Records excerpted from a collection:
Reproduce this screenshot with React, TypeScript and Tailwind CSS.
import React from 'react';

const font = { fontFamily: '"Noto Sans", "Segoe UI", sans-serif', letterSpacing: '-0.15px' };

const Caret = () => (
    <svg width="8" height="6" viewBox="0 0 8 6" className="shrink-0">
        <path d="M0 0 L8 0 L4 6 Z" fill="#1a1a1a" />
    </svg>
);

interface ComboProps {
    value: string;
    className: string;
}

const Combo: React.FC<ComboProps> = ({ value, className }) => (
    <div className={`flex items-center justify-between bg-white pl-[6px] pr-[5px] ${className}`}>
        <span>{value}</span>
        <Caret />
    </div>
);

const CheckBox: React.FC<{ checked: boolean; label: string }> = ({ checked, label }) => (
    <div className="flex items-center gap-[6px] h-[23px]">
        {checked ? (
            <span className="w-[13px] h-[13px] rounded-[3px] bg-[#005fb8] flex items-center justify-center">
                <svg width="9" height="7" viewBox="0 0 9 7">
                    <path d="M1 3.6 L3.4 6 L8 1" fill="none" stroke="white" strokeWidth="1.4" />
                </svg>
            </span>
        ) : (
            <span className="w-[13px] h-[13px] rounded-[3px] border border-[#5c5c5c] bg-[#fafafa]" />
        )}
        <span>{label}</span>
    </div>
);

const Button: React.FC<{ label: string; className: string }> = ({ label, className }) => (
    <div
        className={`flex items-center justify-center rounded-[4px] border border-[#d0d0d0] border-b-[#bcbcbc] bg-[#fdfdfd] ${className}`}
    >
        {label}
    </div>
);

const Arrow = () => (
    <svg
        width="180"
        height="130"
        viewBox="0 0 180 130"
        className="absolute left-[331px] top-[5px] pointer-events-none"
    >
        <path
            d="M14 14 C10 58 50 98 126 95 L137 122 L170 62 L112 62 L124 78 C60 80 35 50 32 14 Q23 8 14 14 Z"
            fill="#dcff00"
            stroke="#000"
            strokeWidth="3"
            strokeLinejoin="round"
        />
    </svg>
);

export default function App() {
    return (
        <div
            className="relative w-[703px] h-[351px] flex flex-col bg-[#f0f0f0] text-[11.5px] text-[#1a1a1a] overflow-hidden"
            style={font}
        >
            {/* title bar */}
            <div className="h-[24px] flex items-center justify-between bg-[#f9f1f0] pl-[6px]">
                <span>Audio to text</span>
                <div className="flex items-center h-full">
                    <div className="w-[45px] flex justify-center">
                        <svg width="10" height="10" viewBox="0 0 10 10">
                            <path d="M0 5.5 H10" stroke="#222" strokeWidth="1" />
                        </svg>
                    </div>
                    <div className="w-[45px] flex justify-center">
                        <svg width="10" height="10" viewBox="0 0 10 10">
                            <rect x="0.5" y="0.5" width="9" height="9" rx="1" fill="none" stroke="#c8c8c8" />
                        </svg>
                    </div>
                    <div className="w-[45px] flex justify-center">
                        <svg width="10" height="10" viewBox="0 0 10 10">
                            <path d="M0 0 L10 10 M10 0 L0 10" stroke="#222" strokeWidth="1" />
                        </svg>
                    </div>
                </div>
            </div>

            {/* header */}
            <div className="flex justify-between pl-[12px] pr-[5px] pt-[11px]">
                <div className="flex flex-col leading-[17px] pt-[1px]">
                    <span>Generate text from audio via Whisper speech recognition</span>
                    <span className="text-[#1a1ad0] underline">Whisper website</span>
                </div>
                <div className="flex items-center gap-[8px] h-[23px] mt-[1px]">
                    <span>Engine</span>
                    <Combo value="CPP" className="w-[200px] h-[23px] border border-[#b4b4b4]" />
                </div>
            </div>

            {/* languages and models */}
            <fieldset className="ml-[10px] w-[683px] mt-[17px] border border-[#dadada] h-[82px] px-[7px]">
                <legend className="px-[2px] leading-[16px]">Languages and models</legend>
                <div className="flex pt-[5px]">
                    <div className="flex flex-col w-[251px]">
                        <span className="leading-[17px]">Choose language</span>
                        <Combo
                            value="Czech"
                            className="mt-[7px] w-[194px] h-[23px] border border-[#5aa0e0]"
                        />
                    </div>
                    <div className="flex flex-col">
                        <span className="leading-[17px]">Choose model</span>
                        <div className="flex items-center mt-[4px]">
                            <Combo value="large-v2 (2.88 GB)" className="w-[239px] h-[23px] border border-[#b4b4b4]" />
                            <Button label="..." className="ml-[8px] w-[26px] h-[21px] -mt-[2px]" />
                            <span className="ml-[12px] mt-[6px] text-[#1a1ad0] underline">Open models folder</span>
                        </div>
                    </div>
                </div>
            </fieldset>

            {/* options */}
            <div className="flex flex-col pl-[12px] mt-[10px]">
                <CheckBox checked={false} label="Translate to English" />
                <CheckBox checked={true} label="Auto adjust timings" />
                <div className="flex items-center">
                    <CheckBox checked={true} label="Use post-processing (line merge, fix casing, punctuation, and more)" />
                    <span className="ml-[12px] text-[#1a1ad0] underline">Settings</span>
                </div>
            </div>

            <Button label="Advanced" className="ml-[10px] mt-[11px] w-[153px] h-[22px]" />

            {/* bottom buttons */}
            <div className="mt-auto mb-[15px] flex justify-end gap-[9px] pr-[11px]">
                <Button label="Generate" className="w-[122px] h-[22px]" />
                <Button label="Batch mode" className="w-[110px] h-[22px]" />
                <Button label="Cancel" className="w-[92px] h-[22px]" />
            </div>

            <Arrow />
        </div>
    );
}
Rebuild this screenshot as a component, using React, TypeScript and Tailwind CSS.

▶ _Stated task_: Type out the full listing again, exactly as given.

▶ _The completed task_:
Reproduce this screenshot with React, TypeScript and Tailwind CSS.
import React from 'react';

const font = { fontFamily: '"Noto Sans", "Segoe UI", sans-serif', letterSpacing: '-0.15px' };

const Caret = () => (
    <svg width="8" height="6" viewBox="0 0 8 6" className="shrink-0">
        <path d="M0 0 L8 0 L4 6 Z" fill="#1a1a1a" />
    </svg>
);

interface ComboProps {
    value: string;
    className: string;
}

const Combo: React.FC<ComboProps> = ({ value, className }) => (
    <div className={`flex items-center justify-between bg-white pl-[6px] pr-[5px] ${className}`}>
        <span>{value}</span>
        <Caret />
    </div>
);

const CheckBox: React.FC<{ checked: boolean; label: string }> = ({ checked, label }) => (
    <div className="flex items-center gap-[6px] h-[23px]">
        {checked ? (
            <span className="w-[13px] h-[13px] rounded-[3px] bg-[#005fb8] flex items-center justify-center">
                <svg width="9" height="7" viewBox="0 0 9 7">
                    <path d="M1 3.6 L3.4 6 L8 1" fill="none" stroke="white" strokeWidth="1.4" />
                </svg>
            </span>
        ) : (
            <span className="w-[13px] h-[13px] rounded-[3px] border border-[#5c5c5c] bg-[#fafafa]" />
        )}
        <span>{label}</span>
    </div>
);

const Button: React.FC<{ label: string; className: string }> = ({ label, className }) => (
    <div
        className={`flex items-center justify-center rounded-[4px] border border-[#d0d0d0] border-b-[#bcbcbc] bg-[#fdfdfd] ${className}`}
    >
        {label}
    </div>
);

const Arrow = () => (
    <svg
        width="180"
        height="130"
        viewBox="0 0 180 130"
        className="absolute left-[331px] top-[5px] pointer-events-none"
    >
        <path
            d="M14 14 C10 58 50 98 126 95 L137 122 L170 62 L112 62 L124 78 C60 80 35 50 32 14 Q23 8 14 14 Z"
            fill="#dcff00"
            stroke="#000"
            strokeWidth="3"
            strokeLinejoin="round"
        />
    </svg>
);

export default function App() {
    return (
        <div
            className="relative w-[703px] h-[351px] flex flex-col bg-[#f0f0f0] text-[11.5px] text-[#1a1a1a] overflow-hidden"
            style={font}
        >
            {/* title bar */}
            <div className="h-[24px] flex items-center justify-between bg-[#f9f1f0] pl-[6px]">
                <span>Audio to text</span>
                <div className="flex items-center h-full">
                    <div className="w-[45px] flex justify-center">
                        <svg width="10" height="10" viewBox="0 0 10 10">
                            <path d="M0 5.5 H10" stroke="#222" strokeWidth="1" />
                        </svg>
                    </div>
                    <div className="w-[45px] flex justify-center">
                        <svg width="10" height="10" viewBox="0 0 10 10">
                            <rect x="0.5" y="0.5" width="9" height="9" rx="1" fill="none" stroke="#c8c8c8" />
                        </svg>
                    </div>
                    <div className="w-[45px] flex justify-center">
                        <svg width="10" height="10" viewBox="0 0 10 10">
                            <path d="M0 0 L10 10 M10 0 L0 10" stroke="#222" strokeWidth="1" />
                        </svg>
                    </div>
                </div>
            </div>

            {/* header */}
            <div className="flex justify-between pl-[12px] pr-[5px] pt-[11px]">
                <div className="flex flex-col leading-[17px] pt-[1px]">
                    <span>Generate text from audio via Whisper speech recognition</span>
                    <span className="text-[#1a1ad0] underline">Whisper website</span>
                </div>
                <div className="flex items-center gap-[8px] h-[23px] mt-[1px]">
                    <span>Engine</span>
                    <Combo value="CPP" className="w-[200px] h-[23px] border border-[#b4b4b4]" />
                </div>
            </div>

            {/* languages and models */}
            <fieldset className="ml-[10px] w-[683px] mt-[17px] border border-[#dadada] h-[82px] px-[7px]">
                <legend className="px-[2px] leading-[16px]">Languages and models</legend>
                <div className="flex pt-[5px]">
                    <div className="flex flex-col w-[251px]">
                        <span className="leading-[17px]">Choose language</span>
                        <Combo
                            value="Czech"
                            className="mt-[7px] w-[194px] h-[23px] border border-[#5aa0e0]"
                        />
                    </div>
                    <div className="flex flex-col">
                        <span className="leading-[17px]">Choose model</span>
                        <div className="flex items-center mt-[4px]">
                            <Combo value="large-v2 (2.88 GB)" className="w-[239px] h-[23px] border border-[#b4b4b4]" />
                            <Button label="..." className="ml-[8px] w-[26px] h-[21px] -mt-[2px]" />
                            <span className="ml-[12px] mt-[6px] text-[#1a1ad0] underline">Open models folder</span>
                        </div>
                    </div>
                </div>
            </fieldset>

            {/* options */}
            <div className="flex flex-col pl-[12px] mt-[10px]">
                <CheckBox checked={false} label="Translate to English" />
                <CheckBox checked={true} label="Auto adjust timings" />
                <div className="flex items-center">
                    <CheckBox checked={true} label="Use post-processing (line merge, fix casing, punctuation, and more)" />
                    <span className="ml-[12px] text-[#1a1ad0] underline">Settings</span>
                </div>
            </div>

            <Button label="Advanced" className="ml-[10px] mt-[11px] w-[153px] h-[22px]" />

            {/* bottom buttons */}
            <div className="mt-auto mb-[15px] flex justify-end gap-[9px] pr-[11px]">
                <Button label="Generate" className="w-[122px] h-[22px]" />
                <Button label="Batch mode" className="w-[110px] h-[22px]" />
                <Button label="Cancel" className="w-[92px] h-[22px]" />
            </div>

            <Arrow />
        </div>
    );
}
Rebuild this screenshot as a component, using React, TypeScript and Tailwind CSS.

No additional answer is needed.